I genuinely love show!Adrien, but the writing keeps fucking him over. His mother died recently (either 100 days or weeks before the 100th episode, I can't remember which one it was, but even 100 weeks is barely 2 years), yet he acts like it barely affects him at all, not even in private (because I totally understand acting fine around other people, that's how a lot of people grief).
Meanwhile with movie!Adrien we actually SEE the affects of his grief and it's a major part of his arc and the way he behaves throughout the movie. But godforbid a teenage boy griefing his dead mother and dealing with a neglectful father isn't a "perfect sunshine boy" who isn't allowed to grief (by the narrative).
And yeah, I genuinely love the movie, but even I can acknowledge Adrien needed 1 or 2 more scenes for his arc to wrap up better (but even with that it's miles better than the show and THAT is the problem, that even a movie with problems still did it better by a landslide).
Though I love both Adriens, the core difference is how I genuinely love the actual on screen movie!Adrien, while with show!Adrien I love the potential and the few good moments that shine through the bullshit, but they become rarer with every season.

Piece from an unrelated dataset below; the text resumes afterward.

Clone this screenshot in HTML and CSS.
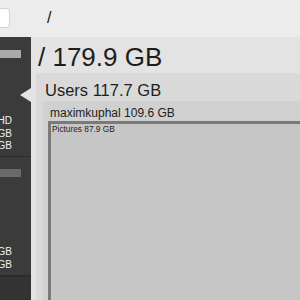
FILE: index.html
```html
<html>
<head>
    <title>Disk Map</title>
    <link rel="stylesheet" href="styles.css">
</head>
<body>
    <div id="window">

        <div id="toolbar">
            <div class="search"></div>
            <div class="path">/</div>
        </div>

        <div id="content">

            <div id="sidebar">
                <div class="volume selected">
                    <div class="usage light"></div>
                    <div class="vol-line"><span>Macintosh HD</span></div>
                    <div class="vol-line"><span>117.7 GB</span></div>
                    <div class="vol-line"><span>179.9 GB</span></div>
                </div>
                <div class="volume">
                    <div class="usage dark"></div>
                    <div class="vol-line"><span></span></div>
                    <div class="vol-line"><span>2.1 GB</span></div>
                    <div class="vol-line"><span>4.0 GB</span></div>
                </div>
                <div class="sidebar-foot"></div>
            </div>

            <div id="map">
                <div class="node root">
                    <div class="label">/ 179.9 GB</div>
                    <div class="node users">
                        <div class="label">Users 117.7 GB</div>
                        <div class="node home">
                            <div class="label">maximkuphal 109.6 GB</div>
                            <div class="node pictures">
                                <div class="label">Pictures 87.9 GB</div>
                            </div>
                        </div>
                    </div>
                </div>
            </div>

        </div>
    </div>
</body>
</html>
```

FILE: styles.css
```css
body {
    margin: 0px;
    padding: 0px;
    font-family: 'Liberation Sans', Arial, sans-serif;
    color: #1e1e1e;
    overflow: hidden;
}

#window {
    width: 300px;
    height: 300px;
    overflow: hidden;
    display: flex;
    flex-direction: column;
}

/* top toolbar */
#toolbar {
    height: 37px;
    flex: none;
    background: #ececec;
    display: flex;
    align-items: flex-start;
}

.search {
    width: 30px;
    height: 18px;
    margin: 8px 0 0 -22px;
    background: #ffffff;
    border: 1px solid #d2d2d2;
    border-radius: 4px;
}

.path {
    margin: 9px 0 0 37px;
    font-size: 16px;
    line-height: 18px;
    color: #111;
}

#content {
    flex: 1;
    display: flex;
    min-height: 0;
}

/* volumes list */
#sidebar {
    width: 31px;
    flex: none;
    background: #3b3b3b;
    display: flex;
    flex-direction: column;
    overflow: hidden;
}

.volume {
    position: relative;
    padding: 13px 0 3px 0;
    border-bottom: 1px solid #2c2c2c;
}

.volume + .volume {
    padding: 12px 0 4px 0;
}

.usage {
    width: 21px;
    height: 8px;
    margin-bottom: 57px;
}

.usage.light {
    background: #a9a9a9;
}

.usage.dark {
    background: #6a6a6a;
}

.vol-line {
    display: flex;
    justify-content: flex-end;
    padding-right: 19px;
    height: 12.5px;
    line-height: 12.5px;
    font-size: 10px;
    color: #f0f0f0;
    white-space: nowrap;
}

/* little arrow pointing at the selected volume */
.volume.selected::after {
    content: "";
    position: absolute;
    right: 0px;
    top: 51px;
    border-right: 11px solid #e3e3e3;
    border-top: 7.5px solid transparent;
    border-bottom: 7.5px solid transparent;
}

.sidebar-foot {
    flex: 1;
    background: #333333;
    border-top: 1px solid #2a2a2a;
}

/* treemap */
#map {
    flex: 1;
    overflow: hidden;
}

.node {
    width: 420px;
}

.root {
    background: #e3e3e3;
    padding: 5px 0 0 5px;
    height: 400px;
}

.root > .label {
    font-size: 26px;
    line-height: 31px;
    padding-left: 2px;
}

.users {
    background: #d9d9d9;
    padding: 7px 0 0 7px;
    height: 400px;
}

.users > .label {
    font-size: 16.5px;
    line-height: 21px;
    padding-left: 2px;
}

.home {
    background: #d0d0d0;
    padding: 5px 0 0 5px;
    height: 400px;
}

.home > .label {
    font-size: 12px;
    line-height: 14.5px;
    padding-left: 2px;
}

.pictures {
    background: #c6c6c6;
    border-top: 3px solid #7a7a7a;
    border-left: 3px solid #7a7a7a;
    height: 400px;
}

.pictures > .label {
    font-size: 8.3px;
    line-height: 10px;
    padding: 0 0 0 1px;
}
```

Like, the whole reason I love show!Adrien is BECAUSE he can be a little shit just as much as movie!Adrien, and one of the reasons I hate his writing in recent seasons is BECAUSE they've been forcing him into the "perfect sunshine boy" role that people have been blindly buying into.
Movie!Adrien is imperfect, makes mistakes, acts irrational, is allowed to have his own emotions,, isn't always the "oh, so perfect husband material", he's his own person first and love interest second, and THAT is why I love him.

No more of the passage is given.